Monday, September 23, 2013

Issue in Same-Sex Couples

Issue in  Same-Sex Couples 

Marriage is both ubiquitous and central. All across our country, in every region, every social class, every race and ethnicity, every religion or non-religion, people get married. For many if not most people, moreover, marriage is not a trivial matter. It is a key to the pursuit of happiness, something people aspire to—and keep aspiring to, again and again, even when their experience has been far from happy. To be told “You cannot get married” is thus to be excluded from one of the defining rituals of the American life cycle.
The keys to the kingdom of the married might have been held only by private citizens—religious bodies and their leaders, families, other parts of civil society. So it has been in many societies throughout history. In the United States, however, as in most modern nations, government holds those keys. Even if people have been married by their church or religious group, they are not married in the sense that really counts for social and political purposes unless they have been granted a marriage license by the state. Unlike private actors, however, the state doesn’t have complete freedom to decide who may and may not marry. The state’s involvement raises fundamental issues about equality of political and civic standing.
Same-sex marriage is currently one of the most divisive political issues in our nation. In November 2008, Californians passed Proposition 8, a referendum that removed the right to marry from same-sex couples who had been granted that right by the courts. This result has been seen by the same-sex community as deeply degrading. More recently, Iowa and Vermont have legalized same-sex marriage, the former through judicial interpretation of the state constitution, the latter through legislation. Analyzing this issue will help us understand what is happening in our country, and where we might go from here.
Before we approach the issue of same-sex marriage, we must define marriage. But marriage, it soon becomes evident, is no single thing. It is plural in both content and meaning. The institution of marriage houses and supports several distinct aspects of human life: sexual relations, friendship and companionship, love, conversation, procreation and child-rearing, mutual responsibility. Marriages can exist without each of these. (We have always granted marriage licenses to sterile people, people too old to have children, irresponsible people, and people incapable of love and friendship. Impotence, lack of interest in sex, and refusal to allow intercourse may count as grounds for divorce, but they don’t preclude marriage.) Marriages can exist even in cases where none of these is present, though such marriages are probably unhappy. Each of these important aspects of human life, in turn, can exist outside of marriage, and they can even exist all together outside of marriage, as is evident from the fact that many unmarried couples live lives of intimacy, friendship, and mutual responsibility, and have and raise children. Nonetheless, when people ask themselves what the content of marriage is, they typically think of this cluster of things.
Nor is the meaning of marriage single. Marriage has, first, a civil rights aspect. Married people get a lot of government benefits that the unmarried usually do not get: favorable treatment in tax, inheritance, and insurance status; immigration rights; rights in adoption and custody; decisional and visitation rights in health care and burial; the spousal privilege exemption when giving testimony in court; and yet others.
Marriage has, second, an expressive aspect. When people get married, they typically make a statement of love and commitment in front of witnesses. Most people who get married view that statement as a very important part of their lives. Being able to make it, and to make it freely (not under duress) is taken to be definitive of adult human freedom. The statement made by the marrying couple is usually seen as involving an answering statement on the part of society: we declare our love and commitment, and society, in response, recognizes and dignifies that commitment.
Marriage has, finally, a religious aspect. For many people, a marriage is not complete unless it has been solemnized by the relevant authorities in their religion, according to the rules of the religion.

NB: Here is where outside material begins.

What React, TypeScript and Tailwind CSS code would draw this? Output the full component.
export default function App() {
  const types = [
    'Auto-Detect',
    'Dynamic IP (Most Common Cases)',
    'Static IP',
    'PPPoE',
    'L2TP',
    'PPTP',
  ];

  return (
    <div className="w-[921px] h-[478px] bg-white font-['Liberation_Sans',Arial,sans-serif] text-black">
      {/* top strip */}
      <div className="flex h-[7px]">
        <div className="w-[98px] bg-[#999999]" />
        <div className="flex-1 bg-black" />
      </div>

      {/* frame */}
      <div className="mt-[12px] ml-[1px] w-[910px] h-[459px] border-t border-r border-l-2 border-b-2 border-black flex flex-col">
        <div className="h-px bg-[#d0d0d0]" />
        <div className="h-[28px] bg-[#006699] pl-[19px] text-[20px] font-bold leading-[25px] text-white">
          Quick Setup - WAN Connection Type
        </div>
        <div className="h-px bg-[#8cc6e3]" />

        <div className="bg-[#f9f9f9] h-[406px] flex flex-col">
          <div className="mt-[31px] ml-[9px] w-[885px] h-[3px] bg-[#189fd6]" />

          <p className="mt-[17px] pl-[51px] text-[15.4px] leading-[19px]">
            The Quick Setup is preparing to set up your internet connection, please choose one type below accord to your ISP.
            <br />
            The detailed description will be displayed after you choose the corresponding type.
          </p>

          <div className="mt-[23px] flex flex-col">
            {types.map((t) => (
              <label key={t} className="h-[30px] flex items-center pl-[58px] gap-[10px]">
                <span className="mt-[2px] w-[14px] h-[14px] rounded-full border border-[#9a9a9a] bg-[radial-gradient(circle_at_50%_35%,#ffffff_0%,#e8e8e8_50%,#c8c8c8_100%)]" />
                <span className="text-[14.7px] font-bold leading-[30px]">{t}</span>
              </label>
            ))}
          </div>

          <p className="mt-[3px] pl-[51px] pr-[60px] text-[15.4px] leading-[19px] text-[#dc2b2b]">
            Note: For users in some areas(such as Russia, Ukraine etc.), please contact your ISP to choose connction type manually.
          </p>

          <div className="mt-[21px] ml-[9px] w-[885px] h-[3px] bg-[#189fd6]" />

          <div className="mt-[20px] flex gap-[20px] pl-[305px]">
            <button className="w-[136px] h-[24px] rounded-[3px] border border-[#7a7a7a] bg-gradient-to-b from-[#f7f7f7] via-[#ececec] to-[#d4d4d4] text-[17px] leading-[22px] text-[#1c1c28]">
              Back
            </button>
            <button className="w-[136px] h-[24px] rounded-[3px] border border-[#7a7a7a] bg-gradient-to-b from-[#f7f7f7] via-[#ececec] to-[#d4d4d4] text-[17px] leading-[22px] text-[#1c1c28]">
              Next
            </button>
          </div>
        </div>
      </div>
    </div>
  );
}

What Is the “Right to Marry”?

IN OUR constitutional tradition, there is frequent talk of a “right to marry.” In Loving, the Court calls marriage “one of the basic civil rights of man.” A later case, Zablocki v. Redhail, recognizes the right to marry as a fundamental right for Fourteenth Amendment purposes, apparently under the Equal Protection clause; the Court states that “the right to marry is of fundamental importance for all individuals” and continues with the observation that “the decision to marry has been placed on the same level of importance as decisions relating to procreation, childbirth, child rearing, and family relationships.” Before courts can sort out the issue of same-sex marriage, they have to figure out two things: (1) what is this “right to marry”? and (2) who has it?